**SET EXERCISE**
In the material below, count the lines with the word "React" and state that number only.

**RECORD EXTRACTS**
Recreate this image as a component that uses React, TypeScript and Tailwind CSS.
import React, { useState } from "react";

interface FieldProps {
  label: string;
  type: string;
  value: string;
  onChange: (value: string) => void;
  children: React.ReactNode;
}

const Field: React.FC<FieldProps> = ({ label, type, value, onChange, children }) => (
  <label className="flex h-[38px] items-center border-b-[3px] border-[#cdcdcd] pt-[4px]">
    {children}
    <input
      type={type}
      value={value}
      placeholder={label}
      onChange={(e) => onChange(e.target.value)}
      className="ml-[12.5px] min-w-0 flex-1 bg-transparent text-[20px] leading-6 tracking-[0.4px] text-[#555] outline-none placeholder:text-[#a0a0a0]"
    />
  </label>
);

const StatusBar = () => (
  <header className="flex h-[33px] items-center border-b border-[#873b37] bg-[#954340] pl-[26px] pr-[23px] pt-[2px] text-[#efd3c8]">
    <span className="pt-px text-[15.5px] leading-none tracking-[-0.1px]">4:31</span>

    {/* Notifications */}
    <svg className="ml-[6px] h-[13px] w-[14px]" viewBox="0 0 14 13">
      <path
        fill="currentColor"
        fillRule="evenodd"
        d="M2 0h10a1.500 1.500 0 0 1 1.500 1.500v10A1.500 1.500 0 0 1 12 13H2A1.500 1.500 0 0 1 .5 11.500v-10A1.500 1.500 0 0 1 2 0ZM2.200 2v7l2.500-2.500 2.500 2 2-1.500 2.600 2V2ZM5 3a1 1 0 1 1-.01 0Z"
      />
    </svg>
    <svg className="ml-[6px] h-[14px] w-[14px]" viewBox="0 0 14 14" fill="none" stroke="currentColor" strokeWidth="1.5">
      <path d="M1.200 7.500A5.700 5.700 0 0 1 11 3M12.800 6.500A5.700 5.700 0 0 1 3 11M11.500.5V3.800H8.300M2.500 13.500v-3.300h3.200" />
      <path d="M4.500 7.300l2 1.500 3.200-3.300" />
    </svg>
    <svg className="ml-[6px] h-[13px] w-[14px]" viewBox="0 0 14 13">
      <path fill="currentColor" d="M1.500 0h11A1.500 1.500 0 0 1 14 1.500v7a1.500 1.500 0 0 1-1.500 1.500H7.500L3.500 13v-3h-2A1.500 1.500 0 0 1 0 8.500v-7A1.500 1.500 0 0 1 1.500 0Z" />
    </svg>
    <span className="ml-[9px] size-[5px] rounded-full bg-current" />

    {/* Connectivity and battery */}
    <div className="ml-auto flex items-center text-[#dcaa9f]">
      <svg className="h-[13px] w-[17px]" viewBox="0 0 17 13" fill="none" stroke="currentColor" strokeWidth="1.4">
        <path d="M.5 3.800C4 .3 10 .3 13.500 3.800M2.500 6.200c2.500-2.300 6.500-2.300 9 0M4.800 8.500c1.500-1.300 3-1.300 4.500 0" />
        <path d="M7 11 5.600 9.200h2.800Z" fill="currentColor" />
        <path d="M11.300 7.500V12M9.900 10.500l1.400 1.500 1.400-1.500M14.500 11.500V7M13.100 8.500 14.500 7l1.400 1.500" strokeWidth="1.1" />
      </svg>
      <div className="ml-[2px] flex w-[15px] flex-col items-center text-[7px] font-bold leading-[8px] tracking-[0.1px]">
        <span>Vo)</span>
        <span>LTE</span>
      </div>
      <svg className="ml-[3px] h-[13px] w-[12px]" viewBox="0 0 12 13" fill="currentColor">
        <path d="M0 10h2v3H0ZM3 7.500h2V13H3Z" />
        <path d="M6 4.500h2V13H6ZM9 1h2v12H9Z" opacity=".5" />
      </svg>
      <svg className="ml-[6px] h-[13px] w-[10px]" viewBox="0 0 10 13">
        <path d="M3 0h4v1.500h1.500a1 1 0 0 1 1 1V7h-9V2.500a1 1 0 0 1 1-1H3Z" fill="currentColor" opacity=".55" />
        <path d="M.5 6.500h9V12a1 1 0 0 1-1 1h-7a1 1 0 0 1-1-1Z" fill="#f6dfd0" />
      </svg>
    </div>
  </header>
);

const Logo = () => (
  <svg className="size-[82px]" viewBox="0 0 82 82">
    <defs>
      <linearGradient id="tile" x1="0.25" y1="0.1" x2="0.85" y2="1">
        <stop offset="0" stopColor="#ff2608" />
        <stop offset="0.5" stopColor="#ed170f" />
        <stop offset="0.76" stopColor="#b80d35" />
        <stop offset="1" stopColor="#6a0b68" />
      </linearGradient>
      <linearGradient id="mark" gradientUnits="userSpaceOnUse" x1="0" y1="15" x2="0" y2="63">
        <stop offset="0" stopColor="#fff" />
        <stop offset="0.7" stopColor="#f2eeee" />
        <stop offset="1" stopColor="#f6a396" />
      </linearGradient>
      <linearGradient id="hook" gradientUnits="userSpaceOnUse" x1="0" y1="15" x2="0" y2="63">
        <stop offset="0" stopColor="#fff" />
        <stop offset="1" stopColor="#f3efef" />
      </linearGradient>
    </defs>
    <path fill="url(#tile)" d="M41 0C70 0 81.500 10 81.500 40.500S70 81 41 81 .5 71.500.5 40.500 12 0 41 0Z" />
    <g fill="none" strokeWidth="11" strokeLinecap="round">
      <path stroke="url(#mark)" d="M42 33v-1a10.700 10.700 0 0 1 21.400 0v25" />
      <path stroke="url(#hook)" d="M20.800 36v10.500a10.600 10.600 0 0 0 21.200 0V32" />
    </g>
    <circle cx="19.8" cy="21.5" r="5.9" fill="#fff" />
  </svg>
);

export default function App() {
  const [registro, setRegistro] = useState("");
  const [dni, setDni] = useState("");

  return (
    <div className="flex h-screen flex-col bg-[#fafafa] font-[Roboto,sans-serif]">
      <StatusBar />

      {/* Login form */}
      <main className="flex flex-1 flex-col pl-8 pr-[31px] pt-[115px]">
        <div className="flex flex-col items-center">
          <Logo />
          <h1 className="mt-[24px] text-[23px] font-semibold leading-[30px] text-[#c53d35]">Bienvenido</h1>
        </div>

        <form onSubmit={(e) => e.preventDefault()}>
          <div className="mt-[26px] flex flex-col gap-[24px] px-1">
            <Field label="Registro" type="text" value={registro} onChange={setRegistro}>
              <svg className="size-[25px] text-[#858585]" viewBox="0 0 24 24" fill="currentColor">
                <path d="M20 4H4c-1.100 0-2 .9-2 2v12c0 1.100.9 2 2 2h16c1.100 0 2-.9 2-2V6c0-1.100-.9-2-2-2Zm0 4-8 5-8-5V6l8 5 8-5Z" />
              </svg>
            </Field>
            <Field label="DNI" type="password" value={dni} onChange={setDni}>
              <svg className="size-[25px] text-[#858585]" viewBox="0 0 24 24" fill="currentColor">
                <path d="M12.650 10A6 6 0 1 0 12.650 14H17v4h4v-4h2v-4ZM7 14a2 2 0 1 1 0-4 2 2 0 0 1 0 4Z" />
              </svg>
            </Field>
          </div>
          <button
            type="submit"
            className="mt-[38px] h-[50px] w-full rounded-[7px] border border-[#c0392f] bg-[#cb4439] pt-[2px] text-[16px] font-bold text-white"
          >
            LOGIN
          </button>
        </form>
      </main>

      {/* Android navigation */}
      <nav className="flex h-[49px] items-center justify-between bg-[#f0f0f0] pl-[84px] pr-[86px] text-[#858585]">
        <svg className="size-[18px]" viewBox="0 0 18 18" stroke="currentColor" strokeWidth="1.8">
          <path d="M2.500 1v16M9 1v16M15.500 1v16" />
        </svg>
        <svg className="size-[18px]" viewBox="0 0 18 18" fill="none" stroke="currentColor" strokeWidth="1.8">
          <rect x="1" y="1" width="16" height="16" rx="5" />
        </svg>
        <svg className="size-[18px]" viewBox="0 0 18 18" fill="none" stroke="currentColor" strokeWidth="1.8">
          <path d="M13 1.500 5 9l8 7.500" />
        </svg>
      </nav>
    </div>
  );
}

* * *

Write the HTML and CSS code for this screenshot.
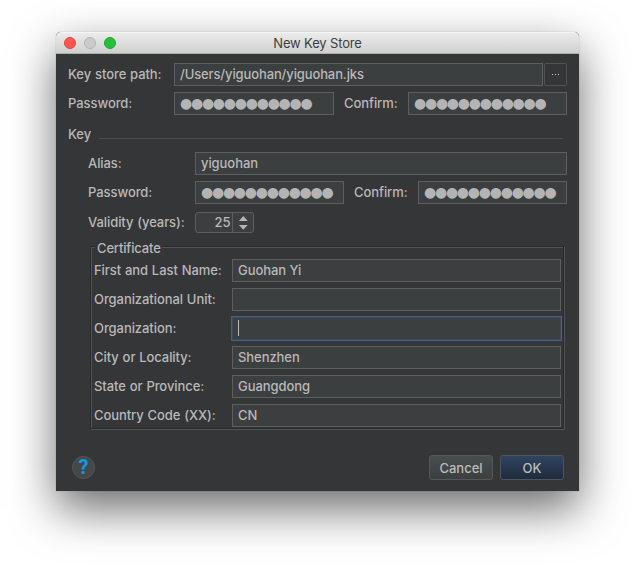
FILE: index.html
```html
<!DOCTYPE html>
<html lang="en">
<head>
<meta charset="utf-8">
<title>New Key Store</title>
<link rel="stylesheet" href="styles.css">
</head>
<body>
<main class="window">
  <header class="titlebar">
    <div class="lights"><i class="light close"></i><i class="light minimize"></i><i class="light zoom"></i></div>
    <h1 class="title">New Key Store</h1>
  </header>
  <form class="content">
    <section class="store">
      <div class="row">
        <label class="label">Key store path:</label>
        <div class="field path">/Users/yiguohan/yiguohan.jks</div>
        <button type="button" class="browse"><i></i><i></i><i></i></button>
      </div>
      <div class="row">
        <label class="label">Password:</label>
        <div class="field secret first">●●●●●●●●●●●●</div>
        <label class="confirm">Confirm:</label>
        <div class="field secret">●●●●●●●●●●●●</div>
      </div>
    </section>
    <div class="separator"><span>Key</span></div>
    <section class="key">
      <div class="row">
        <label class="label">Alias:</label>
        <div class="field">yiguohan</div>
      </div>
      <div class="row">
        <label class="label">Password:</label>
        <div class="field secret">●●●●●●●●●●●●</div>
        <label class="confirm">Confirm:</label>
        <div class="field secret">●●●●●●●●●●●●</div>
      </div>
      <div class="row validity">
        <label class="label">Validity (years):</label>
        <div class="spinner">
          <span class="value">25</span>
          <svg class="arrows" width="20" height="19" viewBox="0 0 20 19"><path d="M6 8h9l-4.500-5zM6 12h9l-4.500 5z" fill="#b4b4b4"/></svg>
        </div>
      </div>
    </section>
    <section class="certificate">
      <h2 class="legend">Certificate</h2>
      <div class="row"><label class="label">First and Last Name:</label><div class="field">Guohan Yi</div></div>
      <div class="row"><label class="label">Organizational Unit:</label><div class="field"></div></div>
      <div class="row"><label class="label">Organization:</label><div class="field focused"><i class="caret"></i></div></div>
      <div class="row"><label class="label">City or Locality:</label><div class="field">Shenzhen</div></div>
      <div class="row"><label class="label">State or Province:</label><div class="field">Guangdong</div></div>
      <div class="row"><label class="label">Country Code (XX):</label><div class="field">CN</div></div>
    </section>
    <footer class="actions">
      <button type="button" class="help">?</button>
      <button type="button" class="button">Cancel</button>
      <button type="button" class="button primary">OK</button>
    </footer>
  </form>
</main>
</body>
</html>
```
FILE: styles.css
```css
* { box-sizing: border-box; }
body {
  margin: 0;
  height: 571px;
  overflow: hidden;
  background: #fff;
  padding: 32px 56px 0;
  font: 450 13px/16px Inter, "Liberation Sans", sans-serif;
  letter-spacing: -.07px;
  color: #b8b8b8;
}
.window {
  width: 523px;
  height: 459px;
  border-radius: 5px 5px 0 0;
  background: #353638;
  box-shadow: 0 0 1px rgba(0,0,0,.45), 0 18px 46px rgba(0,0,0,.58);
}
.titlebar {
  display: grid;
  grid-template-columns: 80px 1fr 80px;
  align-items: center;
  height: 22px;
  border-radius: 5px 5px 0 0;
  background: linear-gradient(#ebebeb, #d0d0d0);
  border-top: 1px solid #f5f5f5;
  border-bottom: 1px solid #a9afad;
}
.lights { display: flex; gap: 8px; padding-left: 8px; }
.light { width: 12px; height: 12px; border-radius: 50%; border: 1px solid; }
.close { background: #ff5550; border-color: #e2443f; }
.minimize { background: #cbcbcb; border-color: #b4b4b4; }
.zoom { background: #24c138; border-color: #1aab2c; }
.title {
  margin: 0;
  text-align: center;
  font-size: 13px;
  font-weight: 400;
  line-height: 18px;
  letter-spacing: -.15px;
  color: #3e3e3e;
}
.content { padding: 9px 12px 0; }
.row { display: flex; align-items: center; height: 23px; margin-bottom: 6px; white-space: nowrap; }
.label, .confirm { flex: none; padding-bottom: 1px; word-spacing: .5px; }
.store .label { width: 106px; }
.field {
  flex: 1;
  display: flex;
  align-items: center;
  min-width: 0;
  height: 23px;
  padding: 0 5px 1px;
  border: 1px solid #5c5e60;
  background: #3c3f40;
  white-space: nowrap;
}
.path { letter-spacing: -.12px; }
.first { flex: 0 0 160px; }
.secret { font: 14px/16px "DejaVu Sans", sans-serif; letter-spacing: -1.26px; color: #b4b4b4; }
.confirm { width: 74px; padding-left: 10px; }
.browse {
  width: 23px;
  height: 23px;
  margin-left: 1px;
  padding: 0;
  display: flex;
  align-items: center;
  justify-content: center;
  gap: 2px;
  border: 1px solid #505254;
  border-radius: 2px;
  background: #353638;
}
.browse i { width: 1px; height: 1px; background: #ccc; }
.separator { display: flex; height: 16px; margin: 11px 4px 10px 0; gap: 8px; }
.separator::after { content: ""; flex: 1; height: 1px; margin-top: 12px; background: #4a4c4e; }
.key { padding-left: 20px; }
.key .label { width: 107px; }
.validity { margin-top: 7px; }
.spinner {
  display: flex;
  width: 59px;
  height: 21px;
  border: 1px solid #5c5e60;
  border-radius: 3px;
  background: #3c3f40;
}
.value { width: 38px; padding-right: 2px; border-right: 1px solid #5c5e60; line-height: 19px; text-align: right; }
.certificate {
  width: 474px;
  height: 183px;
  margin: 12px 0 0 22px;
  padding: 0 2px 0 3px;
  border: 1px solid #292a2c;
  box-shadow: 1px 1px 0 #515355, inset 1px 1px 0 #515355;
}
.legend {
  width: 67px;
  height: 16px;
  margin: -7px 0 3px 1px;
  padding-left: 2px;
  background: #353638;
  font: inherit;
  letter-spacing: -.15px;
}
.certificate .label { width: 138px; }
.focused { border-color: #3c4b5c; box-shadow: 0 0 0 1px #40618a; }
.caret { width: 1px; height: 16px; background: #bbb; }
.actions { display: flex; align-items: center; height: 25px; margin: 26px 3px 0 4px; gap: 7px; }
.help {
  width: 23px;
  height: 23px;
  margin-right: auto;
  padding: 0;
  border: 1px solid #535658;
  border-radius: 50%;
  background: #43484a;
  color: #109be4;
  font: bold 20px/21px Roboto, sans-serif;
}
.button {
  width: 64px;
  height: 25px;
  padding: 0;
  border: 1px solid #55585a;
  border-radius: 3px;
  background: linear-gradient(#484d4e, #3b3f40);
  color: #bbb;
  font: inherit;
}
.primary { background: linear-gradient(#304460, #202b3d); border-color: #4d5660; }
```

--

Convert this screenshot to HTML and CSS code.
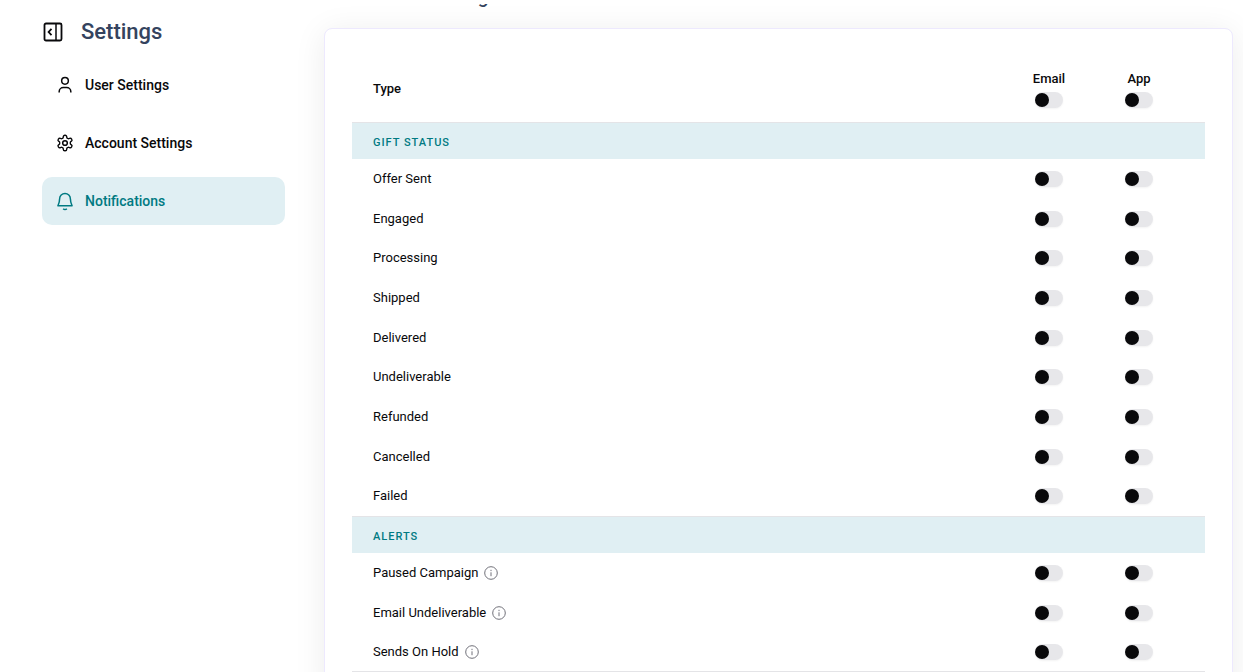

**SOLUTION BELOW**
4